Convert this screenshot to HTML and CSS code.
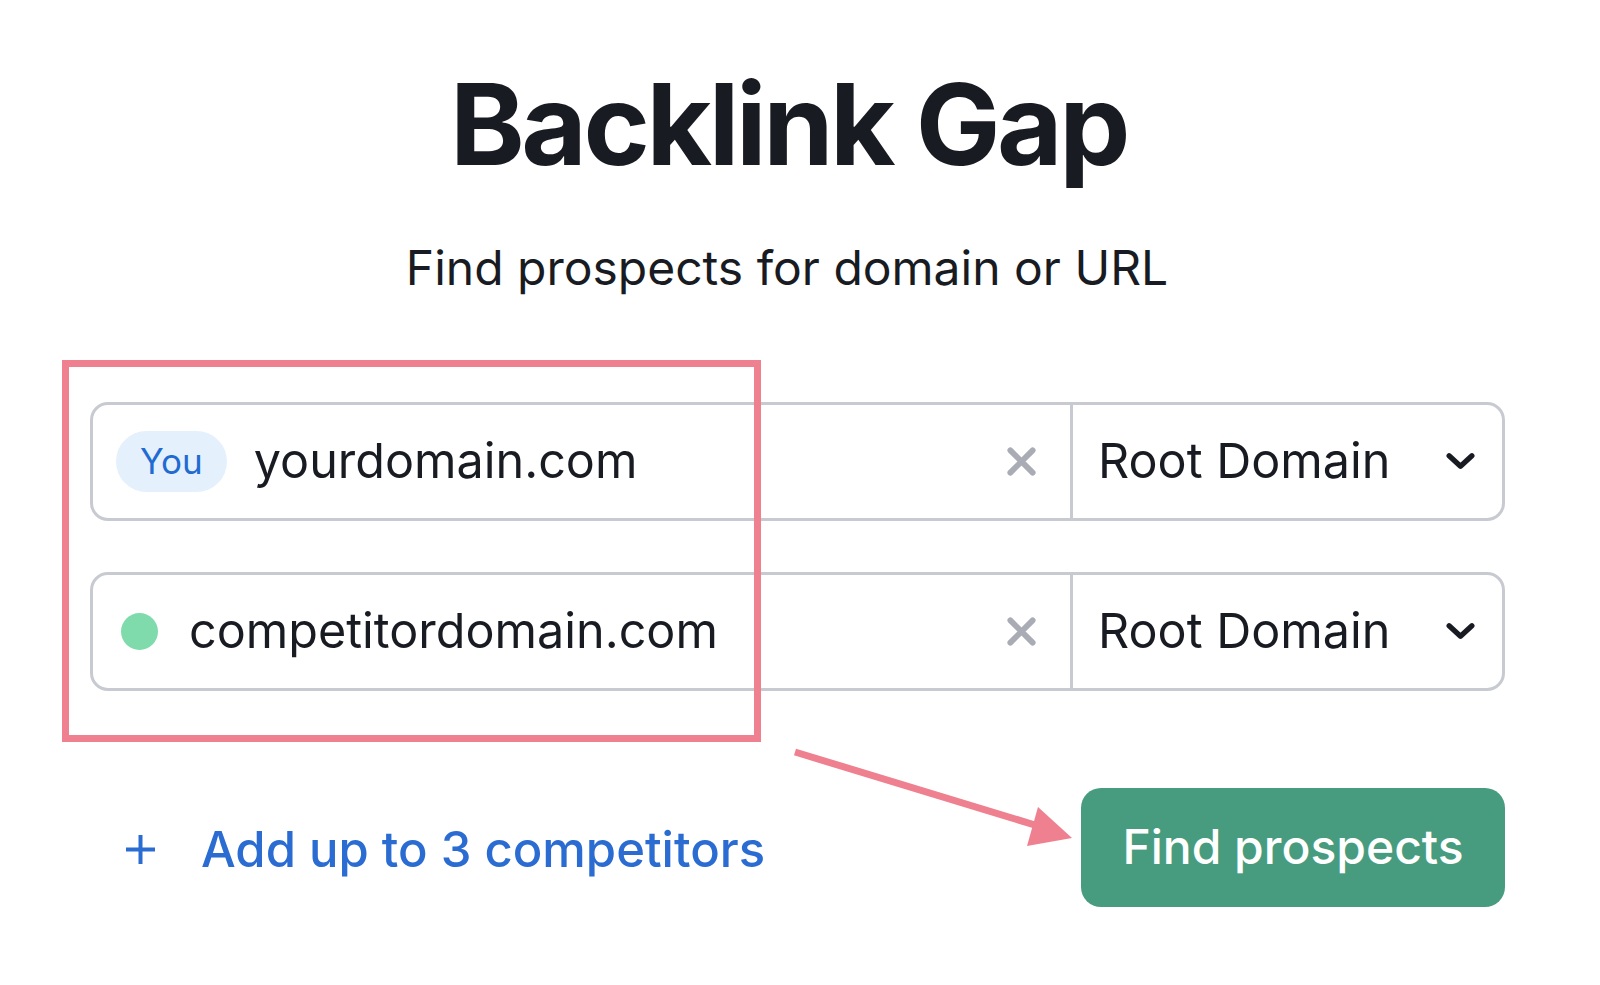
FILE: index.html
```html
<!DOCTYPE html>
<html lang="en">
<head>
<meta charset="utf-8">
<title>Backlink Gap</title>
<link rel="stylesheet" href="styles.css">
</head>
<body>
<main class="page">
  <h1 class="title">Backlink Gap</h1>
  <p class="subtitle">Find prospects for domain or URL</p>
  <div class="form">
    <div class="row">
      <div class="field">
        <span class="badge">You</span>
        <span class="value">yourdomain.com</span>
        <svg class="clear" viewBox="0 0 32 32" width="31" height="31"><path d="M4.5 4.5L27.5 27.5M27.5 4.5L4.5 27.5" stroke="#a9abb5" stroke-width="6" stroke-linecap="round" fill="none"/></svg>
      </div>
      <div class="select">
        <span class="select-text">Root Domain</span>
        <svg class="chev" viewBox="0 0 32 20" width="31" height="19"><path d="M4 4L16 15L28 4" stroke="#191b23" stroke-width="5.5" stroke-linecap="round" stroke-linejoin="round" fill="none"/></svg>
      </div>
    </div>
    <div class="row">
      <div class="field">
        <span class="dot"></span>
        <span class="value">competitordomain.com</span>
        <svg class="clear" viewBox="0 0 32 32" width="31" height="31"><path d="M4.5 4.5L27.5 27.5M27.5 4.5L4.5 27.5" stroke="#a9abb5" stroke-width="6" stroke-linecap="round" fill="none"/></svg>
      </div>
      <div class="select">
        <span class="select-text">Root Domain</span>
        <svg class="chev" viewBox="0 0 32 20" width="31" height="19"><path d="M4 4L16 15L28 4" stroke="#191b23" stroke-width="5.5" stroke-linecap="round" stroke-linejoin="round" fill="none"/></svg>
      </div>
    </div>
    <div class="actions">
      <a class="add" href="#">
        <svg class="plus" viewBox="0 0 31 31" width="31" height="31"><path d="M15.5 1V30M1 15.5H30" stroke="#2a6cd1" stroke-width="4" fill="none"/></svg>
        <span>Add up to 3 competitors</span>
      </a>
      <button class="find" type="button">Find prospects</button>
    </div>
    <div class="highlight"></div>
    <svg class="arrow" viewBox="0 0 320 120" width="320" height="120">
      <path d="M15 13L268 90" stroke="#ef808f" stroke-width="7" fill="none"/>
      <path d="M292 99L247 107L258 68Z" fill="#ef808f"/>
    </svg>
  </div>
</main>
</body>
</html>
```
FILE: styles.css
```css
* { box-sizing: border-box; }
html, body { margin: 0; background: #ffffff; }
body {
  font-family: Inter, "Noto Sans", "Liberation Sans", sans-serif;
  color: #191b23;
}
.page {
  width: 1600px;
  height: 985px;
  padding: 56px 0 0 90px;
}
.title {
  margin: 0;
  width: 1415px;
  text-align: center;
  font-size: 113px;
  font-weight: 700;
  line-height: 136px;
  letter-spacing: -3.4px;
  padding-right: 18px;
}
.subtitle {
  margin: 48px 0 0;
  width: 1415px;
  text-align: center;
  font-size: 48px;
  line-height: 56px;
  font-weight: 400;
  padding-right: 21px;
}
.form {
  position: relative;
  width: 1415px;
  margin-top: 106px;
  display: flex;
  flex-direction: column;
  gap: 51px;
}
.row {
  display: flex;
  height: 119px;
  border: 3px solid #c8cad1;
  border-radius: 18px;
}
.field {
  width: 980px;
  display: flex;
  align-items: center;
  padding: 0 33px 0 23px;
  border-right: 3px solid #c8cad1;
}
.badge {
  background: #e5f0fd;
  color: #1f6bd1;
  font-size: 35px;
  line-height: 61px;
  height: 61px;
  padding: 0 24px;
  border-radius: 31px;
  margin-right: 27px;
}
.dot {
  width: 37px;
  height: 37px;
  border-radius: 50%;
  background: #80dbac;
  margin: 0 31px 0 5px;
}
.value {
  flex: 1;
  font-size: 48.5px;
  line-height: 58px;
  padding-bottom: 2px;
}
.clear { flex: none; }
.select {
  flex: 1;
  display: flex;
  align-items: center;
  padding: 0 26px 0 25px;
}
.select-text {
  flex: 1;
  font-size: 48.5px;
  line-height: 58px;
  padding-bottom: 2px;
}
.chev { flex: none; }
.actions {
  display: flex;
  align-items: center;
  justify-content: space-between;
  margin-top: 46px;
}
.add {
  display: flex;
  align-items: center;
  gap: 45px;
  margin-left: 35px;
  color: #2a6cd1;
  text-decoration: none;
  font-size: 49px;
  font-weight: 500;
  padding-top: 4px;
}
.plus { flex: none; }
.find {
  width: 424px;
  height: 119px;
  border: 0;
  border-radius: 20px;
  background: #479c80;
  color: #ffffff;
  font-family: inherit;
  font-size: 48px;
  font-weight: 500;
  padding: 0 0 2px;
}
.highlight {
  position: absolute;
  left: -28px;
  top: -42px;
  width: 699px;
  height: 382px;
  border: 7px solid #ef808f;
}
.arrow {
  position: absolute;
  left: 690px;
  top: 337px;
}
```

++++++++++++++++++++

Omit any images, then output the listing exactly.

Convert this screenshot to HTML and CSS code.
FILE: index.html
```html
<!DOCTYPE html>
<html lang="en">
<head>
<meta charset="utf-8">
<title>Backlink Gap</title>
<link rel="stylesheet" href="styles.css">
</head>
<body>
<main class="page">
  <h1 class="title">Backlink Gap</h1>
  <p class="subtitle">Find prospects for domain or URL</p>
  <div class="form">
    <div class="row">
      <div class="field">
        <span class="badge">You</span>
        <span class="value">yourdomain.com</span>
        <svg class="clear" viewBox="0 0 32 32" width="31" height="31"><path d="M4.5 4.5L27.5 27.5M27.5 4.5L4.5 27.5" stroke="#a9abb5" stroke-width="6" stroke-linecap="round" fill="none"/></svg>
      </div>
      <div class="select">
        <span class="select-text">Root Domain</span>
        <svg class="chev" viewBox="0 0 32 20" width="31" height="19"><path d="M4 4L16 15L28 4" stroke="#191b23" stroke-width="5.5" stroke-linecap="round" stroke-linejoin="round" fill="none"/></svg>
      </div>
    </div>
    <div class="row">
      <div class="field">
        <span class="dot"></span>
        <span class="value">competitordomain.com</span>
        <svg class="clear" viewBox="0 0 32 32" width="31" height="31"><path d="M4.5 4.5L27.5 27.5M27.5 4.5L4.5 27.5" stroke="#a9abb5" stroke-width="6" stroke-linecap="round" fill="none"/></svg>
      </div>
      <div class="select">
        <span class="select-text">Root Domain</span>
        <svg class="chev" viewBox="0 0 32 20" width="31" height="19"><path d="M4 4L16 15L28 4" stroke="#191b23" stroke-width="5.5" stroke-linecap="round" stroke-linejoin="round" fill="none"/></svg>
      </div>
    </div>
    <div class="actions">
      <a class="add" href="#">
        <svg class="plus" viewBox="0 0 31 31" width="31" height="31"><path d="M15.5 1V30M1 15.5H30" stroke="#2a6cd1" stroke-width="4" fill="none"/></svg>
        <span>Add up to 3 competitors</span>
      </a>
      <button class="find" type="button">Find prospects</button>
    </div>
    <div class="highlight"></div>
    <svg class="arrow" viewBox="0 0 320 120" width="320" height="120">
      <path d="M15 13L268 90" stroke="#ef808f" stroke-width="7" fill="none"/>
      <path d="M292 99L247 107L258 68Z" fill="#ef808f"/>
    </svg>
  </div>
</main>
</body>
</html>
```
FILE: styles.css
```css
* { box-sizing: border-box; }
html, body { margin: 0; background: #ffffff; }
body {
  font-family: Inter, "Noto Sans", "Liberation Sans", sans-serif;
  color: #191b23;
}
.page {
  width: 1600px;
  height: 985px;
  padding: 56px 0 0 90px;
}
.title {
  margin: 0;
  width: 1415px;
  text-align: center;
  font-size: 113px;
  font-weight: 700;
  line-height: 136px;
  letter-spacing: -3.4px;
  padding-right: 18px;
}
.subtitle {
  margin: 48px 0 0;
  width: 1415px;
  text-align: center;
  font-size: 48px;
  line-height: 56px;
  font-weight: 400;
  padding-right: 21px;
}
.form {
  position: relative;
  width: 1415px;
  margin-top: 106px;
  display: flex;
  flex-direction: column;
  gap: 51px;
}
.row {
  display: flex;
  height: 119px;
  border: 3px solid #c8cad1;
  border-radius: 18px;
}
.field {
  width: 980px;
  display: flex;
  align-items: center;
  padding: 0 33px 0 23px;
  border-right: 3px solid #c8cad1;
}
.badge {
  background: #e5f0fd;
  color: #1f6bd1;
  font-size: 35px;
  line-height: 61px;
  height: 61px;
  padding: 0 24px;
  border-radius: 31px;
  margin-right: 27px;
}
.dot {
  width: 37px;
  height: 37px;
  border-radius: 50%;
  background: #80dbac;
  margin: 0 31px 0 5px;
}
.value {
  flex: 1;
  font-size: 48.5px;
  line-height: 58px;
  padding-bottom: 2px;
}
.clear { flex: none; }
.select {
  flex: 1;
  display: flex;
  align-items: center;
  padding: 0 26px 0 25px;
}
.select-text {
  flex: 1;
  font-size: 48.5px;
  line-height: 58px;
  padding-bottom: 2px;
}
.chev { flex: none; }
.actions {
  display: flex;
  align-items: center;
  justify-content: space-between;
  margin-top: 46px;
}
.add {
  display: flex;
  align-items: center;
  gap: 45px;
  margin-left: 35px;
  color: #2a6cd1;
  text-decoration: none;
  font-size: 49px;
  font-weight: 500;
  padding-top: 4px;
}
.plus { flex: none; }
.find {
  width: 424px;
  height: 119px;
  border: 0;
  border-radius: 20px;
  background: #479c80;
  color: #ffffff;
  font-family: inherit;
  font-size: 48px;
  font-weight: 500;
  padding: 0 0 2px;
}
.highlight {
  position: absolute;
  left: -28px;
  top: -42px;
  width: 699px;
  height: 382px;
  border: 7px solid #ef808f;
}
.arrow {
  position: absolute;
  left: 690px;
  top: 337px;
}
```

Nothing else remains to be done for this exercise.